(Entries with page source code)
- - - -

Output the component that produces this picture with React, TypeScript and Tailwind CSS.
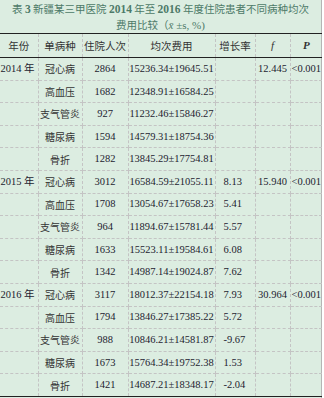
const groups = [
  {
    year: "2014 年",
    f: "12.445",
    p: "<0.001",
    rows: [
      ["冠心病", "2864", "15236.34±19645.51", ""],
      ["高血压", "1682", "12348.91±16584.25", ""],
      ["支气管炎", "927", "11232.46±15846.27", ""],
      ["糖尿病", "1594", "14579.31±18754.36", ""],
      ["骨折", "1282", "13845.29±17754.81", ""],
    ],
  },
  {
    year: "2015 年",
    f: "15.940",
    p: "<0.001",
    rows: [
      ["冠心病", "3012", "16584.59±21055.11", "8.13"],
      ["高血压", "1708", "13054.67±17658.23", "5.41"],
      ["支气管炎", "964", "11894.67±15781.44", "5.57"],
      ["糖尿病", "1633", "15523.11±19584.61", "6.08"],
      ["骨折", "1342", "14987.14±19024.87", "7.62"],
    ],
  },
  {
    year: "2016 年",
    f: "30.964",
    p: "<0.001",
    rows: [
      ["冠心病", "3117", "18012.37±22154.18", "7.93"],
      ["高血压", "1794", "13846.27±17385.22", "5.72"],
      ["支气管炎", "988", "10846.21±14581.87", "-9.67"],
      ["糖尿病", "1673", "15764.34±19752.38", "1.53"],
      ["骨折", "1421", "14687.21±18348.17", "-2.04"],
    ],
  },
];

const cell = "border-r border-b border-dashed border-[#c4c4c4] p-0 whitespace-nowrap";
const serif = "font-['Liberation_Serif','Noto_Sans_CJK_SC',serif]";
const cjk = "font-['Noto_Sans_CJK_SC',sans-serif]";

export default function App() {
  return (
    <div className="w-[324px] h-[398px] bg-white overflow-hidden">
      <div className="w-[322px] h-[398px] bg-[#dcede1] border-r border-[#b5b5b5]">
        <div className={`h-[33px] pt-[1px] text-center text-[10.5px] leading-[15px] text-[#4d7a68] whitespace-nowrap ${cjk}`}>
          <div>
            表 <b className={`${serif} text-[11.5px]`}>3</b> 新疆某三甲医院 <b className={`${serif} text-[11.5px]`}>2014</b> 年至{" "}
            <b className={`${serif} text-[11.5px]`}>2016</b> 年度住院患者不同病种均次
          </div>
          <div>
            费用比较（<i className={`${serif} text-[11px]`}>x̄</i>
            <span className={`${serif} text-[11px]`}> ±s, %)</span>
          </div>
        </div>
        <table className="table-fixed border-collapse w-[322px] text-[#1c1c30]">
          <colgroup>
            <col className="w-[38px]" />
            <col className="w-[44px]" />
            <col className="w-[46px]" />
            <col className="w-[87px]" />
            <col className="w-[40px]" />
            <col className="w-[35px]" />
            <col className="w-[32px]" />
          </colgroup>
          <thead>
            <tr className="h-[24px] border-t-[1.5px] border-b-[1.5px] border-t-[#222] border-b-[#222] text-[10.5px] text-[#333]">
              <th className={`${cell} border-b-0 font-normal ${cjk}`}>年份</th>
              <th className={`${cell} border-b-0 font-normal ${cjk}`}>单病种</th>
              <th className={`${cell} border-b-0 font-normal ${cjk}`}>住院人次</th>
              <th className={`${cell} border-b-0 font-normal ${cjk}`}>均次费用</th>
              <th className={`${cell} border-b-0 font-normal ${cjk}`}>增长率</th>
              <th className={`${cell} border-b-0 font-normal italic text-[11px] ${serif}`}>f</th>
              <th className={`border-b-0 p-0 font-bold italic text-[11px] ${serif}`}>P</th>
            </tr>
          </thead>
          <tbody className="text-[10.5px]">
            {groups.map((g, gi) =>
              g.rows.map((r, ri) => {
                const last = gi === groups.length - 1 && ri === g.rows.length - 1;
                return (
                  <tr
                    key={`${gi}-${ri}`}
                    className={`h-[22.6px] ${last ? "border-b-[1.5px] border-b-[#222]" : ""}`}
                  >
                    <td className={`${cell} text-right pr-[3px] ${serif}`}>{ri === 0 ? g.year : ""}</td>
                    <td className={`${cell} text-center text-[10px] text-[#333] ${cjk}`}>{r[0]}</td>
                    <td className={`${cell} text-center ${serif}`}>{r[1]}</td>
                    <td className={`${cell} text-center ${serif}`}>{r[2]}</td>
                    <td className={`${cell} pl-[8px] ${serif}`}>{r[3]}</td>
                    <td className={`${cell} text-center ${serif}`}>{ri === 0 ? g.f : ""}</td>
                    <td className={`border-b border-dashed border-[#c4c4c4] p-0 whitespace-nowrap text-center ${serif}`}>
                      {ri === 0 ? g.p : ""}
                    </td>
                  </tr>
                );
              })
            )}
          </tbody>
        </table>
      </div>
    </div>
  );
}
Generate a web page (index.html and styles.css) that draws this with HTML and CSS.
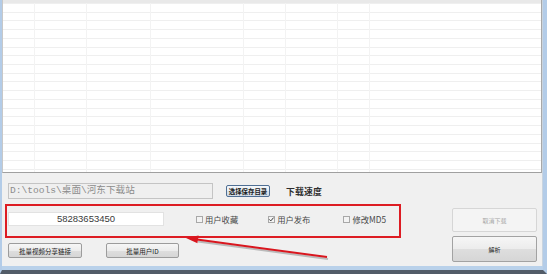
FILE: index.html
```html
<!DOCTYPE html>
<html lang="zh-CN">
<head>
<meta charset="utf-8">
<title>下载工具</title>
<link rel="stylesheet" href="styles.css">
</head>
<body>
<div class="window">
  <div class="client">
    <div class="list">
      <div class="list-head"></div>
      <div class="list-body">
        <div class="col c1"></div>
        <div class="col c2"></div>
        <div class="col c3"></div>
        <div class="col c4"></div>
        <div class="col c5"></div>
        <div class="col c6"></div>
        <div class="col c7"></div>
        <div class="col c8"></div>
      </div>
    </div>
    <div class="panel">
      <div class="main">
        <div class="row row-path">
          <div class="field field-path">D:\tools\桌面\河东下载站</div>
          <button class="btn btn-dir">选择保存目录</button>
          <span class="speed">下载速度</span>
        </div>
        <div class="row row-id">
          <div class="field field-id">58283653450</div>
          <label class="check check-1"><span class="box"></span>用户收藏</label>
          <label class="check check-2"><span class="box"><svg viewBox="0 0 7 7" width="7" height="7"><path d="M1.3 3.4 L2.8 4.9 L5.6 1.6" fill="none" stroke="#3a3a3a" stroke-width="1"/></svg></span>用户发布</label>
          <label class="check check-3"><span class="box"></span>修改MD5</label>
        </div>
        <div class="row row-batch">
          <button class="btn btn-batch">批量视频分享链接</button>
          <button class="btn btn-batch btn-batch-2">批量用户ID</button>
        </div>
      </div>
      <div class="actions">
        <button class="btn btn-action btn-cancel">取消下载</button>
        <button class="btn btn-action btn-parse">解析</button>
      </div>
    </div>
  </div>
  <div class="frame-bottom"></div>
</div>
<svg class="annot" width="547" height="274" viewBox="0 0 547 274">
  <rect x="6" y="205" width="394" height="32" fill="none" stroke="#dd1c23" stroke-width="2"/>
  <line x1="198" y1="241.5" x2="328" y2="259" stroke="#777" stroke-opacity="0.45" stroke-width="2"/>
  <line x1="197" y1="239.5" x2="327" y2="257" stroke="#d9161e" stroke-width="2"/>
  <polygon points="186,238 198.6,235.6 197.4,243.2" fill="#d9161e"/>
</svg>
</body>
</html>
```
FILE: styles.css
```css
html, body {
  margin: 0;
  padding: 0;
  width: 547px;
  height: 274px;
  overflow: hidden;
  background: #f0f0f0;
}

body {
  font-family: "Noto Sans CJK SC", "Liberation Sans", sans-serif;
}

.window {
  display: flex;
  flex-direction: column;
  width: 547px;
  height: 274px;
  box-sizing: border-box;
  border-left: 2px solid #b3cce8;
  border-right: 4px solid #b3cce8;
  border-bottom: 4px solid #525c68;
}

.client {
  flex: 1;
  display: flex;
  flex-direction: column;
  background: #f0f0f0;
  border-right: 1px solid #c9d4df;
}

.list {
  height: 173px;
  box-sizing: border-box;
  display: flex;
  flex-direction: column;
  background: #fff;
  border-left: 1px solid #c8c8c8;
  border-right: 1px solid #a8a8a8;
  border-bottom: 1px solid #a0a0a0;
}

.list-head {
  height: 3px;
  background: #e9e9e9;
}

.list-body {
  flex: 1;
  display: flex;
  background: repeating-linear-gradient(to bottom, #efefef 0, #efefef 1px, #ffffff 1px, #ffffff 8.72px);
}

.col {
  border-right: 1px solid #f3f3f3;
}

.c1 { width: 31px; }
.c2 { width: 51px; }
.c3 { width: 63px; }
.c4 { width: 92px; }
.c5 { width: 41px; }
.c6 { width: 51px; }
.c7 { width: 31px; }
.c8 { flex: 1; border-right: none; }

.panel {
  flex: 1;
  display: flex;
  padding: 0 5px 0 6px;
}

.main {
  flex: 1;
  display: flex;
  flex-direction: column;
}

.row {
  display: flex;
  align-items: center;
}

.row-path {
  margin-top: 10px;
  height: 16px;
}

.field {
  box-sizing: border-box;
  white-space: nowrap;
  overflow: hidden;
}

.field-path {
  width: 205px;
  height: 16px;
  border: 1px solid #c4c4c4;
  background: #efefef;
  color: #8c8c8c;
  font-family: "Liberation Mono", "Noto Sans CJK SC", monospace;
  font-size: 9.6px;
  line-height: 14px;
  padding-left: 1px;
}

.btn {
  box-sizing: border-box;
  margin: 0;
  padding: 0;
  font-family: "Noto Sans CJK SC", "Liberation Sans", sans-serif;
  font-size: 6.5px;
  color: #1c1c1c;
  border: 1px solid #9c9c9c;
  border-radius: 2px;
  background: linear-gradient(to bottom, #f6f6f6 0%, #ececec 50%, #dedede 50%, #d6d6d6 100%);
  display: flex;
  align-items: center;
  justify-content: center;
  white-space: nowrap;
}

.btn-dir {
  margin-left: 13px;
  width: 44px;
  height: 12px;
  border-color: #4f6f94;
  background: linear-gradient(to bottom, #f4f7fa 0%, #e6edf3 50%, #d8e2eb 50%, #d2dce6 100%);
  font-size: 6.4px;
  font-weight: bold;
}

.speed {
  margin-left: 16px;
  font-size: 8.8px;
  font-weight: bold;
  color: #2e2e2e;
  letter-spacing: 0.2px;
}

.row-id {
  margin-top: 13px;
  height: 14px;
}

.field-id {
  width: 156px;
  height: 14px;
  background: #ffffff;
  border: 1px solid #e2e2e2;
  text-align: center;
  font-family: "Liberation Sans", Arial, sans-serif;
  font-size: 9.5px;
  line-height: 12px;
  color: #3a3a3a;
}

.check {
  display: flex;
  align-items: center;
  gap: 2px;
  font-size: 8.3px;
  color: #484848;
}

.check .box {
  width: 7px;
  height: 7px;
  box-sizing: border-box;
  border: 1px solid #a8a8a8;
  background: #f3f3f3;
  display: block;
  position: relative;
}

.check .box svg {
  position: absolute;
  left: -1px;
  top: -1px;
}

.check-1 { margin-left: 32px; }
.check-2 { margin-left: 30px; }
.check-3 { margin-left: 33px; }

.row-batch {
  margin-top: 17px;
  height: 15px;
}

.btn-batch {
  width: 74px;
  height: 15px;
}

.btn-batch-2 {
  margin-left: 24px;
  width: 73px;
}

.actions {
  width: 85px;
  display: flex;
  flex-direction: column;
  padding-top: 35px;
  gap: 4px;
}

.btn-action {
  width: 85px;
}

.btn-cancel {
  height: 24px;
  color: #a6a6a6;
  border-color: #d6d6d6;
  background: #f4f4f4;
  font-size: 6px;
}

.btn-parse {
  height: 26px;
  border-color: #a2a2a2;
  font-size: 6px;
}

.frame-bottom {
  height: 4px;
  background: #b9d1ea;
}

.annot {
  position: absolute;
  left: 0;
  top: 0;
  pointer-events: none;
}
```
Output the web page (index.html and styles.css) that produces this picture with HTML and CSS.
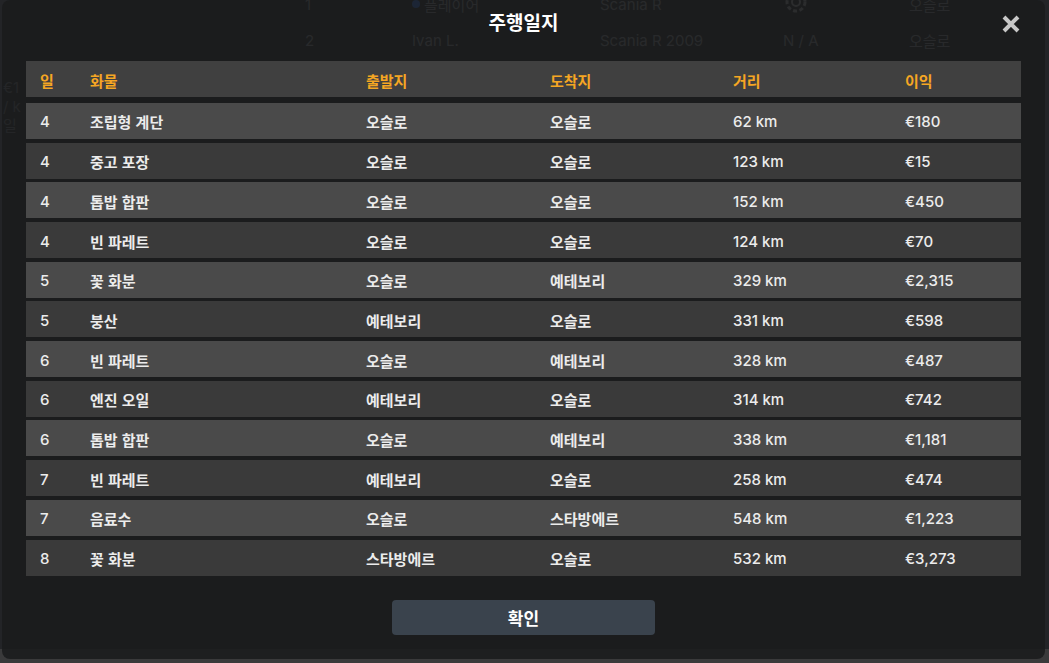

- - - -

▶ WORK INSTRUCTIONS
Copy out each line of the entries that holds "index".

▶ EXERCISE SOLUTION
Generate a web page (index.html and styles.css) that draws this with HTML and CSS.
FILE: index.html
Output the web page (index.html and styles.css) that produces this picture with HTML and CSS.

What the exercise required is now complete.